What age is this book for?
Reading age 6–12. It reads best aloud to younger readers in that range and independently for older ones. Kids who are themselves fast processors — who know what petrichor means and can’t stop telling people — tend to find it independently regardless of age.
Is Blaze based on a child with ADHD?
The book doesn’t name Blaze’s neurology, and that’s intentional. The experience it describes — processing faster than the room, answers arriving before the decision to say them, “slow down” as a direction with no map — is recognizable to many kids and families without requiring a diagnosis label. It’s written to be useful to any child who lives in that gap between knowing a lot and not yet knowing what to do with it in a room full of people moving at a different speed.
What does Leonardo da Vinci have to do with the internet?
In the internet city Blaze and Chip find, da Vinci is the answer bot — the figure at the center of genuine curiosity, who spent his whole life asking the right questions rather than announcing the answers. He doesn’t give Blaze what he’s looking for. He asks questions, in the right order, until Blaze finds it himself. Which is, it turns out, how the thing Blaze needs most actually gets learned.
Is this part of a series?
Yes. The Wild Tiger Series Book 1. The series follows Blaze and Chip through further adventures, each one built around a real thing Blaze needs to figure out and the unexpected way he has to go about figuring it out.

Read the Opening

Chapter One

The Tiger Who Couldn’t Stop

My name is Blaze, and I am a tiger.

Not just any tiger. I’m a Bengal tiger, which means orange fur, black stripes, and a tail that has never in nine years of life stayed still for longer than about four seconds. I’ve timed it. Four seconds is the record and I was asleep when I set it.

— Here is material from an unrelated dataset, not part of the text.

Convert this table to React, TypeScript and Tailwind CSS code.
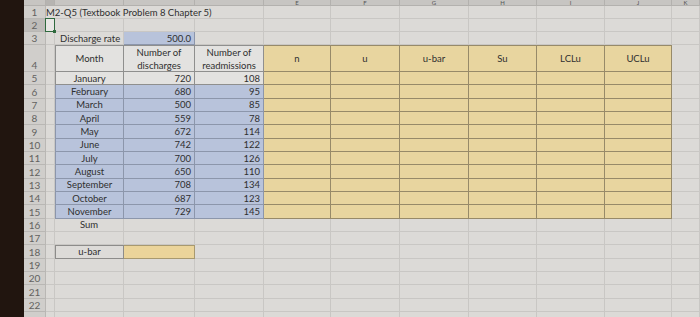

Inside my room the books have taken over. They started on the shelves and expanded. There are stacks on the floor now, stacks on the desk, one precarious tower on the windowsill between the beetle jars. Deep-sea biology. Volcanic geology. Robot engineering. The complete history of the solar system. A field guide to beetles of the eastern United States that I’ve read so many times the spine has cracked.

In the middle of all this, on the shelf above my desk, lives a robot named Chip. Chip is small, about the size of a shoebox, with smooth silver-gray sides and one round green eye centered in his face that glows at different intensities depending on his mood.

I’m nine years old. I’m in fourth grade. I love volcanoes and beetles and deep-sea fish, and I love the way the air smells right before a thunderstorm. There’s a word for it: petrichor, the smell of rain on dry earth, and I love knowing what things are called.

Here is the most important thing before we get to the story.

I am not a troublemaker.

I know. I know. Every kid who gets in trouble says that. But it’s true. I don’t cheat or steal or push anyone. I’m not trying to ruin things. I just have a brain that runs at a speed nobody else seems to be running at, and that speed causes problems. Not on purpose. Never on purpose.

This is the story of the biggest problem. And how I went to find the answer.